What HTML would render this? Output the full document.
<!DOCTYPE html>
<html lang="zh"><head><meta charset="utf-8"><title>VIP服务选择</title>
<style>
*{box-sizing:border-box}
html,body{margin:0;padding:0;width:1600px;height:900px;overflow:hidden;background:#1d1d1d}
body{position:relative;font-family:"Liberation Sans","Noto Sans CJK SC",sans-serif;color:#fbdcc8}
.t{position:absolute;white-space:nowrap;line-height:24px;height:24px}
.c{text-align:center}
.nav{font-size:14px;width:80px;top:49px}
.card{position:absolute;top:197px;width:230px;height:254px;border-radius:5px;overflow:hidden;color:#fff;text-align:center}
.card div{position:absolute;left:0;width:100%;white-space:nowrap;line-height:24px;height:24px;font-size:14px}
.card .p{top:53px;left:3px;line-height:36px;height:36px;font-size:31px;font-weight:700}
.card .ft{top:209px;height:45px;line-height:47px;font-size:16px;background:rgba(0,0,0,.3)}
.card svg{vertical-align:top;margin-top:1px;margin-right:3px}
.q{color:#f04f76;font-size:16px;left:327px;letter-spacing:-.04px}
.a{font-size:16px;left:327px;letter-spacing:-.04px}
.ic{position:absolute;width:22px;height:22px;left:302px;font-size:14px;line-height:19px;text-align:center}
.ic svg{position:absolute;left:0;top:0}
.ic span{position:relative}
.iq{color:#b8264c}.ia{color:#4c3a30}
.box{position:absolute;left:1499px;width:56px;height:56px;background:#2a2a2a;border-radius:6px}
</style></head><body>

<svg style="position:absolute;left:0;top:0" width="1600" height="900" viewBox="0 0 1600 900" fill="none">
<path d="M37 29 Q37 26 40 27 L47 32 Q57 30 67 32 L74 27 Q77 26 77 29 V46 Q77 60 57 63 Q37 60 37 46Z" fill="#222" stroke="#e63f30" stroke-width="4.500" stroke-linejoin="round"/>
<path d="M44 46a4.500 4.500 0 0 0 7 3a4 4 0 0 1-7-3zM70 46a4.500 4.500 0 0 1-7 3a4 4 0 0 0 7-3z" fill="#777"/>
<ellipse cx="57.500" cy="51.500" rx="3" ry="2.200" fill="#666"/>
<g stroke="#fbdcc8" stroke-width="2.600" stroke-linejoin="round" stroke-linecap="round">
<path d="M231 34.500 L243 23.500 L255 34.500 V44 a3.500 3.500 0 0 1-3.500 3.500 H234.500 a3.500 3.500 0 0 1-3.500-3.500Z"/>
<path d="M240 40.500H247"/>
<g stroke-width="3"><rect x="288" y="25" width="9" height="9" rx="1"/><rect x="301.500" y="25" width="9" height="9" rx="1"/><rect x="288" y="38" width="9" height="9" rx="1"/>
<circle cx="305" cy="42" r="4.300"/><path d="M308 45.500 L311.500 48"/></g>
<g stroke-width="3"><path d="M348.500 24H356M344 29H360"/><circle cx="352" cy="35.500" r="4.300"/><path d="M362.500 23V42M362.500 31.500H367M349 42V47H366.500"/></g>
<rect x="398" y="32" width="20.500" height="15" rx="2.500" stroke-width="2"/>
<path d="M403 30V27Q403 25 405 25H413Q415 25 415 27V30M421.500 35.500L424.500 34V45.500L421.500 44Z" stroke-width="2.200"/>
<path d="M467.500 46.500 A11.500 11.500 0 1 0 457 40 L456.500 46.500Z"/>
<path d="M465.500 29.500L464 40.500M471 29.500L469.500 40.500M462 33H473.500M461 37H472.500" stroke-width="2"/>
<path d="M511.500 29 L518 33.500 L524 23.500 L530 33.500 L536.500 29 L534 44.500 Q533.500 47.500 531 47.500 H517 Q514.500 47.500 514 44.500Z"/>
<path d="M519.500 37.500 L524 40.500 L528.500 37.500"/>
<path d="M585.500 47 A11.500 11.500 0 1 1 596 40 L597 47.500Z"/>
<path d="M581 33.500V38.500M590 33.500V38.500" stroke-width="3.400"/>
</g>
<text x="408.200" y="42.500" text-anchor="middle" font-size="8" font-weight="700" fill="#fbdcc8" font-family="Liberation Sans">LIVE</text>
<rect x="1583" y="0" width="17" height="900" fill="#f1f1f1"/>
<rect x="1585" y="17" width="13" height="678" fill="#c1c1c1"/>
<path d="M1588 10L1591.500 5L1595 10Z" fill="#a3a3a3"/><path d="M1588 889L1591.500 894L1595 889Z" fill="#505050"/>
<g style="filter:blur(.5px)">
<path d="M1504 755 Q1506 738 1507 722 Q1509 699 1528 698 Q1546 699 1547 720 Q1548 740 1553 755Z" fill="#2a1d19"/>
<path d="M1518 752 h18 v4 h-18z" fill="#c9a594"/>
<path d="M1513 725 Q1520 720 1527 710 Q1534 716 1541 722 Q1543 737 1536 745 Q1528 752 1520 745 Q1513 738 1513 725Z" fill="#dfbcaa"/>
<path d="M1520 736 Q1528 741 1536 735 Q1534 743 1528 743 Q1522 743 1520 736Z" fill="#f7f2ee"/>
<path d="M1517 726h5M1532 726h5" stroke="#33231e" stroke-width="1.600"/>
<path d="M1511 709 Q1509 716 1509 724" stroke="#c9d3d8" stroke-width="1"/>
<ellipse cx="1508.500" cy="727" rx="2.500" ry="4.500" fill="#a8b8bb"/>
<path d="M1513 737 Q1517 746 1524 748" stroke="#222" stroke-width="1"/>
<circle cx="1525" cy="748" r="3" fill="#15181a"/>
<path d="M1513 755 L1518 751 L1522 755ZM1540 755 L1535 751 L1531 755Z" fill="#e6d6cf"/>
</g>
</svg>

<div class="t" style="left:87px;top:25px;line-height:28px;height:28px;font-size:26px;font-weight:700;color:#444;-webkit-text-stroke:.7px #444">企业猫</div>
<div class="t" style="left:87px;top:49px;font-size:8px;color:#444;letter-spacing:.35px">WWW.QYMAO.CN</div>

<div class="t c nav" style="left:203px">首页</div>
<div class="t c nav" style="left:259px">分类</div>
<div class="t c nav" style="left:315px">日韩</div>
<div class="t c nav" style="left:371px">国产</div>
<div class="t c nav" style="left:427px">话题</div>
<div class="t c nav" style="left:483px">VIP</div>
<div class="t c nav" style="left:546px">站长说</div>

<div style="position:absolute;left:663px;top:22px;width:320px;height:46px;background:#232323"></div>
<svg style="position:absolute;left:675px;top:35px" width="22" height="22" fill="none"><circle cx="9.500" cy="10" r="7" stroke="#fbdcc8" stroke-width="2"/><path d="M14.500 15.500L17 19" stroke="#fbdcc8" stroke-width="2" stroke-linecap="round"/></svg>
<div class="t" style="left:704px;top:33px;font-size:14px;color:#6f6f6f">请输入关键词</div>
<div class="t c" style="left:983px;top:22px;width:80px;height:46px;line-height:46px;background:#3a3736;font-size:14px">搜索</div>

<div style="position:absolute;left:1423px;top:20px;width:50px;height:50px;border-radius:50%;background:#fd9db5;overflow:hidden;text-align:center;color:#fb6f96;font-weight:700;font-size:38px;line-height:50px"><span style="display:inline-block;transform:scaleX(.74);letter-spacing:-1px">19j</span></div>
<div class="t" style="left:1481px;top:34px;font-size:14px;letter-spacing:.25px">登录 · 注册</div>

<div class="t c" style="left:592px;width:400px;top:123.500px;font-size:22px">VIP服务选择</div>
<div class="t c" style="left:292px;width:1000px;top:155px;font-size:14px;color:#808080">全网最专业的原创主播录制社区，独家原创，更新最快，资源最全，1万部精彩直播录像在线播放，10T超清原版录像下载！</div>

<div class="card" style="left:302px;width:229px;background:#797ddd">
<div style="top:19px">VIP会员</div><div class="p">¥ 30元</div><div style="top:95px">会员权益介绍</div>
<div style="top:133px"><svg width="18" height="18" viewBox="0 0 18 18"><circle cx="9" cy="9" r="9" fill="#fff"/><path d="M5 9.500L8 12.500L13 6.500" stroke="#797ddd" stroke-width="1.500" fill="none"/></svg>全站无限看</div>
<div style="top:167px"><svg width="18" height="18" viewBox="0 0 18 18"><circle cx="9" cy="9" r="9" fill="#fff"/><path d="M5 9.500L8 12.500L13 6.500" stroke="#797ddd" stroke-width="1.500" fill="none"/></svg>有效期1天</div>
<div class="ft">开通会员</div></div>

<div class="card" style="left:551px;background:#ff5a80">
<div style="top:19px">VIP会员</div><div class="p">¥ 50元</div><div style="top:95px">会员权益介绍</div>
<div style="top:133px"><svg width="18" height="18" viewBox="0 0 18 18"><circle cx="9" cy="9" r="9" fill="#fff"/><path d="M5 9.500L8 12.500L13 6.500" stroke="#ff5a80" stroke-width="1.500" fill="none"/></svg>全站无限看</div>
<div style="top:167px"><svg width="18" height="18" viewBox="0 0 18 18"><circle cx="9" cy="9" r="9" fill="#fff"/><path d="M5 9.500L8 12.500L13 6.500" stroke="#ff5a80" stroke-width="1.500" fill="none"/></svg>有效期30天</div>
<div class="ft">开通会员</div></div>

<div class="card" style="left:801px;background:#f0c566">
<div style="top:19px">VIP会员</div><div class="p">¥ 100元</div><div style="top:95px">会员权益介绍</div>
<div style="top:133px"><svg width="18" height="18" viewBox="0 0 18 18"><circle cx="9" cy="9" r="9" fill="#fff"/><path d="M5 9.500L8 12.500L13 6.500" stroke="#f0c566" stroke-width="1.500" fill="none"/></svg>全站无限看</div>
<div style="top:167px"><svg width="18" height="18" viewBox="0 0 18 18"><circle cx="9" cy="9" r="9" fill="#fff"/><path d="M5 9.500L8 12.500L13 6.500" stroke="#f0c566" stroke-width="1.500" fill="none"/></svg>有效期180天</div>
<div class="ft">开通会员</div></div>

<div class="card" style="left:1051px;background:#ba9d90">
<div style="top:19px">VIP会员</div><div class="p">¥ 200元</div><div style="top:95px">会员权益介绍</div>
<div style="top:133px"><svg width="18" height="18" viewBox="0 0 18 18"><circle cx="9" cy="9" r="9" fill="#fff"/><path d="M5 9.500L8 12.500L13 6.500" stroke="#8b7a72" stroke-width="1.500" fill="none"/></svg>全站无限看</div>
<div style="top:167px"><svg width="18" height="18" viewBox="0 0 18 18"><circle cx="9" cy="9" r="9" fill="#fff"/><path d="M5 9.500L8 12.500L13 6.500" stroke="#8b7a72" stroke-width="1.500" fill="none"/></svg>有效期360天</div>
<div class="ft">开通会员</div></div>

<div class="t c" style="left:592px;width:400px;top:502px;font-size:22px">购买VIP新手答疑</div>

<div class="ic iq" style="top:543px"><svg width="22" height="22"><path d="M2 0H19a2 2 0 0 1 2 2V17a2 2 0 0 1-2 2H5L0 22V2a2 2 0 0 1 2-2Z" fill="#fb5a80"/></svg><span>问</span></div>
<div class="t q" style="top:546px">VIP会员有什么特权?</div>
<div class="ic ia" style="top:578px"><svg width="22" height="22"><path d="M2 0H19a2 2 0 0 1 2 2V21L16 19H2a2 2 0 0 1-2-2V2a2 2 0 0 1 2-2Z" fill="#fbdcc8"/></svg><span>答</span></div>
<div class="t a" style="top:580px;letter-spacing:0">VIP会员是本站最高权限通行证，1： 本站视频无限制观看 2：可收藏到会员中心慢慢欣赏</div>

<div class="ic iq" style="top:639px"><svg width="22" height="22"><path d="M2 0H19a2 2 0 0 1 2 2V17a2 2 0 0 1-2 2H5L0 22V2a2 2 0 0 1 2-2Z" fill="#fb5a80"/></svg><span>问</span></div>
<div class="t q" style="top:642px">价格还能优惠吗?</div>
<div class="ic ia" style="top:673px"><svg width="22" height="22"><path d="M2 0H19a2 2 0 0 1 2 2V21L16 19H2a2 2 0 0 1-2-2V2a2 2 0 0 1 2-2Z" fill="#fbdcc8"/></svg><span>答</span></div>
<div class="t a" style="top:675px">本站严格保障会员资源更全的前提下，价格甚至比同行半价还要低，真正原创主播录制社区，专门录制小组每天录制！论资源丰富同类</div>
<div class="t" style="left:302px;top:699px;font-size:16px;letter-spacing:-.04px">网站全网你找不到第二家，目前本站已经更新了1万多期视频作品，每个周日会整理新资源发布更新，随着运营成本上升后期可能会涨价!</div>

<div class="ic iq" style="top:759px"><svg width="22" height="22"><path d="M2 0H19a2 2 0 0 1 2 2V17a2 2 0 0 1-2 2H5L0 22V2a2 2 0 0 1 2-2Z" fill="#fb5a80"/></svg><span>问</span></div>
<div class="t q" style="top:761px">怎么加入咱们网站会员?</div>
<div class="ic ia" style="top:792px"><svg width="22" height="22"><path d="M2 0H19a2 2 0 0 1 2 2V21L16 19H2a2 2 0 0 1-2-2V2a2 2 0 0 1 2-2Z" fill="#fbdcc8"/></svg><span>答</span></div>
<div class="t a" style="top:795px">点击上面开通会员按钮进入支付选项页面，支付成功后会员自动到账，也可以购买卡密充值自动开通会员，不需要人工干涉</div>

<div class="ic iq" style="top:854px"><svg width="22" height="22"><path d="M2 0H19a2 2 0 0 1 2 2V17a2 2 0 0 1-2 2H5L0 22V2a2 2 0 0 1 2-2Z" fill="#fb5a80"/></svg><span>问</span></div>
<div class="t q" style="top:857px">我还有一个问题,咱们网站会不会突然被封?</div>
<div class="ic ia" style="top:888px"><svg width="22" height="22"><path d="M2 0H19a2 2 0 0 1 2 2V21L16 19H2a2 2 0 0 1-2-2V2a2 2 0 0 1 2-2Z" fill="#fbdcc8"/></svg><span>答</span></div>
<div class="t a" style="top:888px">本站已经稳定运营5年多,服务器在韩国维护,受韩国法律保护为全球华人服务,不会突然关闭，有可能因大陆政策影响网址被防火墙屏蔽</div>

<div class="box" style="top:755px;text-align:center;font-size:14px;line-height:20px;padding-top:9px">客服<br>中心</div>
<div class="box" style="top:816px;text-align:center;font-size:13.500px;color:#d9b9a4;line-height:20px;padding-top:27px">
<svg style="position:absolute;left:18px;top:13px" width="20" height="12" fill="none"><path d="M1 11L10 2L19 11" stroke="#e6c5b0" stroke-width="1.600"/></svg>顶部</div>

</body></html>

Task brief
Each line from the top of the material above through the line with "</style></head><body>" must be echoed exactly, and no other line.

Final answer
What HTML would render this? Output the full document.
<!DOCTYPE html>
<html lang="zh"><head><meta charset="utf-8"><title>VIP服务选择</title>
<style>
*{box-sizing:border-box}
html,body{margin:0;padding:0;width:1600px;height:900px;overflow:hidden;background:#1d1d1d}
body{position:relative;font-family:"Liberation Sans","Noto Sans CJK SC",sans-serif;color:#fbdcc8}
.t{position:absolute;white-space:nowrap;line-height:24px;height:24px}
.c{text-align:center}
.nav{font-size:14px;width:80px;top:49px}
.card{position:absolute;top:197px;width:230px;height:254px;border-radius:5px;overflow:hidden;color:#fff;text-align:center}
.card div{position:absolute;left:0;width:100%;white-space:nowrap;line-height:24px;height:24px;font-size:14px}
.card .p{top:53px;left:3px;line-height:36px;height:36px;font-size:31px;font-weight:700}
.card .ft{top:209px;height:45px;line-height:47px;font-size:16px;background:rgba(0,0,0,.3)}
.card svg{vertical-align:top;margin-top:1px;margin-right:3px}
.q{color:#f04f76;font-size:16px;left:327px;letter-spacing:-.04px}
.a{font-size:16px;left:327px;letter-spacing:-.04px}
.ic{position:absolute;width:22px;height:22px;left:302px;font-size:14px;line-height:19px;text-align:center}
.ic svg{position:absolute;left:0;top:0}
.ic span{position:relative}
.iq{color:#b8264c}.ia{color:#4c3a30}
.box{position:absolute;left:1499px;width:56px;height:56px;background:#2a2a2a;border-radius:6px}
</style></head><body>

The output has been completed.